*Information provided*.
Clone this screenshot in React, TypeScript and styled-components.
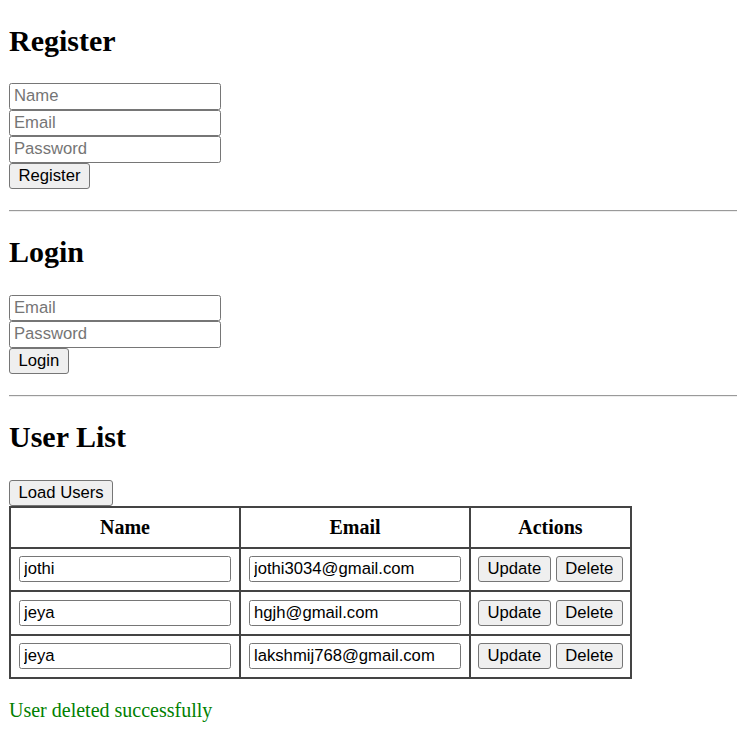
import React from 'react';
import styled, { createGlobalStyle } from 'styled-components';

type User = { name: string; email: string };

const users: User[] = [
  { name: 'jothi', email: 'jothi3034@gmail.com' },
  { name: 'jeya', email: 'hgjh@gmail.com' },
  { name: 'jeya', email: 'lakshmij768@gmail.com' },
];

const App: React.FC = () => {
  return (
    <Page>
      <GlobalStyle />
      <Section>
        <Title>Register</Title>
        <Form>
          <Field placeholder="Name" />
          <Field placeholder="Email" />
          <Field type="password" placeholder="Password" />
          <Button>Register</Button>
        </Form>
      </Section>
      <Rule />
      <Section>
        <Title>Login</Title>
        <Form>
          <Field placeholder="Email" />
          <Field type="password" placeholder="Password" />
          <Button>Login</Button>
        </Form>
      </Section>
      <Rule />
      <Section>
        <Title>User List</Title>
        <Button>Load Users</Button>
        <Table>
          <thead>
            <tr>
              <Th>Name</Th>
              <Th>Email</Th>
              <Th>Actions</Th>
            </tr>
          </thead>
          <tbody>
            {users.map((u, i) => (
              <tr key={i}>
                <Td>
                  <CellField defaultValue={u.name} />
                </Td>
                <Td>
                  <CellField defaultValue={u.email} />
                </Td>
                <Td $tight>
                  <Actions>
                    <Button>Update</Button>
                    <Button>Delete</Button>
                  </Actions>
                </Td>
              </tr>
            ))}
          </tbody>
        </Table>
        <Message>User deleted successfully</Message>
      </Section>
    </Page>
  );
};

const GlobalStyle = createGlobalStyle`
  body {
    margin: 0;
    background: #fff;
    font-family: "Liberation Serif", "Times New Roman", serif;
    color: #000;
  }
`;

const Page = styled.div`
  padding: 0 0 0 9px;
  overflow: hidden;
`;

const Section = styled.div`
  display: flex;
  flex-direction: column;
  align-items: flex-start;
`;

const Title = styled.h2`
  margin: 23.5px 0 25px;
  font-size: 30px;
  font-weight: bold;
  line-height: 34.5px;
`;

const Form = styled.div`
  display: flex;
  flex-direction: column;
  align-items: flex-start;
`;

const Field = styled.input`
  box-sizing: border-box;
  width: 212px;
  height: 26.5px;
  margin: 0;
  padding: 0 4px;
  border: 1px solid #767676;
  border-radius: 2.5px;
  font-family: "Liberation Sans", Arial, sans-serif;
  font-size: 16.67px;
  color: #000;
  background: #fff;

  &::placeholder {
    color: #757575;
  }
`;

const CellField = styled(Field)`
  display: block;
  height: 26px;
`;

const Button = styled.button`
  box-sizing: border-box;
  height: 26px;
  margin: 0;
  padding: 0 8.5px;
  border: 1px solid #767676;
  border-radius: 3px;
  background: #efefef;
  font-family: "Liberation Sans", Arial, sans-serif;
  font-size: 16.67px;
  color: #000;
`;

const Rule = styled.hr`
  margin: 21px 0 0;
  border: none;
  border-top: 1px solid #9a9a9a;
  border-bottom: 1px solid #eeeeee;
  height: 0;
`;

const Table = styled.table`
  border-collapse: collapse;
  border: 2px solid #444;
`;

const Th = styled.th`
  border: 2px solid #444;
  padding: 8px;
  font-size: 20px;
  line-height: 23px;
  font-weight: bold;
  text-align: center;
`;

const Td = styled.td<{ $tight?: boolean }>`
  border: 2px solid #444;
  padding: ${(p) => (p.$tight ? '7.5px 7px 8px' : '7.5px 8px 8px')};
`;

const Actions = styled.div`
  display: flex;
  gap: 5px;
`;

const Message = styled.p`
  margin: 20px 0;
  font-size: 20px;
  line-height: 23px;
  color: #008000;
`;

export default App;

*Requirements*.
Return exactly what appears from the opening line of the material through the line with "string; email: string", apart from the pictures.

*Exercise result*.
Clone this screenshot in React, TypeScript and styled-components.
import React from 'react';
import styled, { createGlobalStyle } from 'styled-components';

type User = { name: string; email: string };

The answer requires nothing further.